PROMPT =
Copy out all of the material exactly as presented.

DATASET SECTION =
════════════════
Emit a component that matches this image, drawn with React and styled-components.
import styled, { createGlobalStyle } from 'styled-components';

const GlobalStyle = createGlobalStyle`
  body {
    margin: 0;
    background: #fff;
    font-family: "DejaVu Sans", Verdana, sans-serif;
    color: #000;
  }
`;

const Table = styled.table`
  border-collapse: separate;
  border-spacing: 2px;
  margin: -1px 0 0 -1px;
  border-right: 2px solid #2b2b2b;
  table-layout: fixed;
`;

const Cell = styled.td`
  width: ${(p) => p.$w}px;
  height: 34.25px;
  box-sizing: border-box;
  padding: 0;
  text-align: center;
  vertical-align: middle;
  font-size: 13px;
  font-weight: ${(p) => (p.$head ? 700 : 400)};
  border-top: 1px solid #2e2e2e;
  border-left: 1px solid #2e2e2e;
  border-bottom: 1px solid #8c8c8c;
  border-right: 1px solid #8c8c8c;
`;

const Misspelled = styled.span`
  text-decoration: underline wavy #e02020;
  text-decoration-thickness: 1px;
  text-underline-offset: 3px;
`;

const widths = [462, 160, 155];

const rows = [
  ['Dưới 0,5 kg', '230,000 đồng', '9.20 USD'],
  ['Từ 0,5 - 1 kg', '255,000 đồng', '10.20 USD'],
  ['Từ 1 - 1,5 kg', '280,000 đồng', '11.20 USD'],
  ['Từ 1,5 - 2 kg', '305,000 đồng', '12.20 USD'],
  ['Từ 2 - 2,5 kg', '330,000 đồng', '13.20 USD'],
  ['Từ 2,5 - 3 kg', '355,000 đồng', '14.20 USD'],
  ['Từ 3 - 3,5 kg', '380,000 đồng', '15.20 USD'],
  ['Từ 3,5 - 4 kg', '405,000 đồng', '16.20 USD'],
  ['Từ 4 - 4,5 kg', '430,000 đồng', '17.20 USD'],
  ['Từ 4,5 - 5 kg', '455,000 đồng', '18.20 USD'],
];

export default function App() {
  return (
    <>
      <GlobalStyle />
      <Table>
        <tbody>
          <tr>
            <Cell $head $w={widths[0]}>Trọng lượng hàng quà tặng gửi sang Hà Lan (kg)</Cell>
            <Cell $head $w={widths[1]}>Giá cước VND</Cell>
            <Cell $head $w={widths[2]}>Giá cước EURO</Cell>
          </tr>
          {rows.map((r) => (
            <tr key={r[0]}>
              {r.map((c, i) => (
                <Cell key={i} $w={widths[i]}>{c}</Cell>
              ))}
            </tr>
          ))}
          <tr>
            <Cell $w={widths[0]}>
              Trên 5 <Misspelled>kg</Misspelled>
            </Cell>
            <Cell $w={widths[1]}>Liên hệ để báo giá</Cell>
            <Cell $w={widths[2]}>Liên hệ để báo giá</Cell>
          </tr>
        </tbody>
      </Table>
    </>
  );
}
════════════════
CORRECT RESULT =
Emit a component that matches this image, drawn with React and styled-components.
import styled, { createGlobalStyle } from 'styled-components';

const GlobalStyle = createGlobalStyle`
  body {
    margin: 0;
    background: #fff;
    font-family: "DejaVu Sans", Verdana, sans-serif;
    color: #000;
  }
`;

const Table = styled.table`
  border-collapse: separate;
  border-spacing: 2px;
  margin: -1px 0 0 -1px;
  border-right: 2px solid #2b2b2b;
  table-layout: fixed;
`;

const Cell = styled.td`
  width: ${(p) => p.$w}px;
  height: 34.25px;
  box-sizing: border-box;
  padding: 0;
  text-align: center;
  vertical-align: middle;
  font-size: 13px;
  font-weight: ${(p) => (p.$head ? 700 : 400)};
  border-top: 1px solid #2e2e2e;
  border-left: 1px solid #2e2e2e;
  border-bottom: 1px solid #8c8c8c;
  border-right: 1px solid #8c8c8c;
`;

const Misspelled = styled.span`
  text-decoration: underline wavy #e02020;
  text-decoration-thickness: 1px;
  text-underline-offset: 3px;
`;

const widths = [462, 160, 155];

const rows = [
  ['Dưới 0,5 kg', '230,000 đồng', '9.20 USD'],
  ['Từ 0,5 - 1 kg', '255,000 đồng', '10.20 USD'],
  ['Từ 1 - 1,5 kg', '280,000 đồng', '11.20 USD'],
  ['Từ 1,5 - 2 kg', '305,000 đồng', '12.20 USD'],
  ['Từ 2 - 2,5 kg', '330,000 đồng', '13.20 USD'],
  ['Từ 2,5 - 3 kg', '355,000 đồng', '14.20 USD'],
  ['Từ 3 - 3,5 kg', '380,000 đồng', '15.20 USD'],
  ['Từ 3,5 - 4 kg', '405,000 đồng', '16.20 USD'],
  ['Từ 4 - 4,5 kg', '430,000 đồng', '17.20 USD'],
  ['Từ 4,5 - 5 kg', '455,000 đồng', '18.20 USD'],
];

export default function App() {
  return (
    <>
      <GlobalStyle />
      <Table>
        <tbody>
          <tr>
            <Cell $head $w={widths[0]}>Trọng lượng hàng quà tặng gửi sang Hà Lan (kg)</Cell>
            <Cell $head $w={widths[1]}>Giá cước VND</Cell>
            <Cell $head $w={widths[2]}>Giá cước EURO</Cell>
          </tr>
          {rows.map((r) => (
            <tr key={r[0]}>
              {r.map((c, i) => (
                <Cell key={i} $w={widths[i]}>{c}</Cell>
              ))}
            </tr>
          ))}
          <tr>
            <Cell $w={widths[0]}>
              Trên 5 <Misspelled>kg</Misspelled>
            </Cell>
            <Cell $w={widths[1]}>Liên hệ để báo giá</Cell>
            <Cell $w={widths[2]}>Liên hệ để báo giá</Cell>
          </tr>
        </tbody>
      </Table>
    </>
  );
}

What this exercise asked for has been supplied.